## Stored data entries
BEGIN

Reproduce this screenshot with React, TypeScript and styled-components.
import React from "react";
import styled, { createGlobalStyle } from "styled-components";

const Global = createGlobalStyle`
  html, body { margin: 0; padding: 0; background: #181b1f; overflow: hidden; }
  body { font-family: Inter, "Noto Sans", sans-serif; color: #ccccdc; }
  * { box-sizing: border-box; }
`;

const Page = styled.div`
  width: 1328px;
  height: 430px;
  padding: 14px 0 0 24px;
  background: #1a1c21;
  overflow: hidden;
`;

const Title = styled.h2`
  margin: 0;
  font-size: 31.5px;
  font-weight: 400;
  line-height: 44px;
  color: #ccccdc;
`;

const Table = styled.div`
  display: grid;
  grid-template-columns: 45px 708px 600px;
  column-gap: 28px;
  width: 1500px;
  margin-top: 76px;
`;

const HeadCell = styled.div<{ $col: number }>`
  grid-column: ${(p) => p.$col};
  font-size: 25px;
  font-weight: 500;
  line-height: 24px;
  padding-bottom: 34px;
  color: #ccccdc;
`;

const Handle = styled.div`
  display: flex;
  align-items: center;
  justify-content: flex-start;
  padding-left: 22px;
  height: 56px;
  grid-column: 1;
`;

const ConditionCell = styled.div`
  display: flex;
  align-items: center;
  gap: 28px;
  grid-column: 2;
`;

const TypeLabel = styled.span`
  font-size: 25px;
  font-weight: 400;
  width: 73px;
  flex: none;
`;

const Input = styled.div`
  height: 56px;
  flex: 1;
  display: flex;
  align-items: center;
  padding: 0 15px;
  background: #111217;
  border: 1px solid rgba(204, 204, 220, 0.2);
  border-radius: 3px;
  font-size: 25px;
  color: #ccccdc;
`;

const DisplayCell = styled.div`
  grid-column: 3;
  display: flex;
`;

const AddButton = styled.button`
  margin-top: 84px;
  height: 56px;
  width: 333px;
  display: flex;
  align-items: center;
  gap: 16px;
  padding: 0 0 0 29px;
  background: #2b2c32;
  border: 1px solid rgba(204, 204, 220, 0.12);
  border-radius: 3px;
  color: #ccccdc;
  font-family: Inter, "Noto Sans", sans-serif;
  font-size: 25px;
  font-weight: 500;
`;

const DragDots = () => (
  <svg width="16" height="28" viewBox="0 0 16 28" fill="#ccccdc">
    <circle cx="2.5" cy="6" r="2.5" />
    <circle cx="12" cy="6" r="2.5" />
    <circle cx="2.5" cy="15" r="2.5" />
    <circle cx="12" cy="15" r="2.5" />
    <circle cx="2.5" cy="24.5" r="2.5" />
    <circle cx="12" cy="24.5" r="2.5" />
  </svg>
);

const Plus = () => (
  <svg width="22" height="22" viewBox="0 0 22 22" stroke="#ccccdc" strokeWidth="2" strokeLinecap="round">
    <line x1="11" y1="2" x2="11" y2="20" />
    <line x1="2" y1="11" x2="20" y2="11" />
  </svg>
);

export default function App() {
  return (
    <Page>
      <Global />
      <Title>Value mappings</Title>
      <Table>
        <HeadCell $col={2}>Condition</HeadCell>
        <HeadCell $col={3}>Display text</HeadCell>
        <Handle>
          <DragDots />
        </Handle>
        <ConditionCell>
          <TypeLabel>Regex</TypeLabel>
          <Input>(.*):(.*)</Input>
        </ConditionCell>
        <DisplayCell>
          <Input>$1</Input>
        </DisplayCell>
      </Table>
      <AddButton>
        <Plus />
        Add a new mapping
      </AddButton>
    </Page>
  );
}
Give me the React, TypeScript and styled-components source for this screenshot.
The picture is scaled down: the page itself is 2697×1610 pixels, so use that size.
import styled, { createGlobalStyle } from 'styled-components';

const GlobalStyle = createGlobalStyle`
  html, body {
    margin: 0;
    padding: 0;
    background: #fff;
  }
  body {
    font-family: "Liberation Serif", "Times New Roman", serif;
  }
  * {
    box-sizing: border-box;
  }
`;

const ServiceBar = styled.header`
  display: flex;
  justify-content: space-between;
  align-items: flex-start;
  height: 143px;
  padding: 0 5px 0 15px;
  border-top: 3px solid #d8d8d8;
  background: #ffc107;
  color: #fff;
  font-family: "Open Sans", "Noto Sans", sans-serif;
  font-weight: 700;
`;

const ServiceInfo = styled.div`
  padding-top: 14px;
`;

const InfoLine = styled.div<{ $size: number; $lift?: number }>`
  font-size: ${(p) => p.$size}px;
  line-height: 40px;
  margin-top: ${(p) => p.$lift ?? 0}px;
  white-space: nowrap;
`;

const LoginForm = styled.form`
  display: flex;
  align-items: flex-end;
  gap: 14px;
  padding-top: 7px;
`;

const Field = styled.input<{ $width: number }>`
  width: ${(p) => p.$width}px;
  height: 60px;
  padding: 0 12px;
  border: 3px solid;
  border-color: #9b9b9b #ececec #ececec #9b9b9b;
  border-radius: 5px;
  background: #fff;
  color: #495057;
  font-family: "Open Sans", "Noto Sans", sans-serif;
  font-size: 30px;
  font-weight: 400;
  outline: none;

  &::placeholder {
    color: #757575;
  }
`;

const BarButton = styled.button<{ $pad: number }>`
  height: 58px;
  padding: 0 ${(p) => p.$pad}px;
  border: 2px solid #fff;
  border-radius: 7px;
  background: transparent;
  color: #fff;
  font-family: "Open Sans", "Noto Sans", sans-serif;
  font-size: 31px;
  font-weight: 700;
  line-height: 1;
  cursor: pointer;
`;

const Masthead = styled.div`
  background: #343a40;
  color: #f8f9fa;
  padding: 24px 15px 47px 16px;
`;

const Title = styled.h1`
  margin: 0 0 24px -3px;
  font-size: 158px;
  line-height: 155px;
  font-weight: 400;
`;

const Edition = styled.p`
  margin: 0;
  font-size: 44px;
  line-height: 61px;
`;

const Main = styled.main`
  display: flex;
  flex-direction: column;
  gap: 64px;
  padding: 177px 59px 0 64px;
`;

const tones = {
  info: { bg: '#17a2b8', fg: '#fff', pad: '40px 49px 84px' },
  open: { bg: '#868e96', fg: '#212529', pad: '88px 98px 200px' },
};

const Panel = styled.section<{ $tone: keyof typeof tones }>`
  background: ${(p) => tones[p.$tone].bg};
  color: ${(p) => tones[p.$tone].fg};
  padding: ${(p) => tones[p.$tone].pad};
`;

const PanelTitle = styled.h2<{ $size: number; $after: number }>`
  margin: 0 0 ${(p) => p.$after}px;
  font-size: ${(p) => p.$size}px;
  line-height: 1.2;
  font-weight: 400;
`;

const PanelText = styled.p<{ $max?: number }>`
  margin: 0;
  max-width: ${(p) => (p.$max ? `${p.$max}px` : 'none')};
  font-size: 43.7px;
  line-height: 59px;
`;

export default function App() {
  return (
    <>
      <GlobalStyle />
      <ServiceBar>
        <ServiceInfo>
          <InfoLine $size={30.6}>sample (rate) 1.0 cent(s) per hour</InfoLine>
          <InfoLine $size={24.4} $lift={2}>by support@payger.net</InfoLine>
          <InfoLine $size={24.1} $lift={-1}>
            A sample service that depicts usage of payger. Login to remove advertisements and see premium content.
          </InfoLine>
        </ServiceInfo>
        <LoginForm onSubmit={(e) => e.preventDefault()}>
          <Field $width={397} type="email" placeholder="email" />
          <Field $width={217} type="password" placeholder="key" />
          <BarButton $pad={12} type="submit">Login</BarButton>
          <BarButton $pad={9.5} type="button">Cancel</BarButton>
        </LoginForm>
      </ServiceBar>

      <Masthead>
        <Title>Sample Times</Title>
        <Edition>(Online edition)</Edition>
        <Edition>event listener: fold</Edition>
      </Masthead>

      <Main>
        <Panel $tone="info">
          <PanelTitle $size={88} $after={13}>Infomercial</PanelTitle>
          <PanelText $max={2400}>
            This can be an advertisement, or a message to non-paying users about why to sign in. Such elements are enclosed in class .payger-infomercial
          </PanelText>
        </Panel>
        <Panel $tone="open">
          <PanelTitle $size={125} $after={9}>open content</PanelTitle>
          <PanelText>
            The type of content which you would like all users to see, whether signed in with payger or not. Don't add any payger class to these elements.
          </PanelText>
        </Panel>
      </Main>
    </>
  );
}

END

## Your objective
Return only the number of lines in the entries that contain the string "screenshot".

## Written solution
2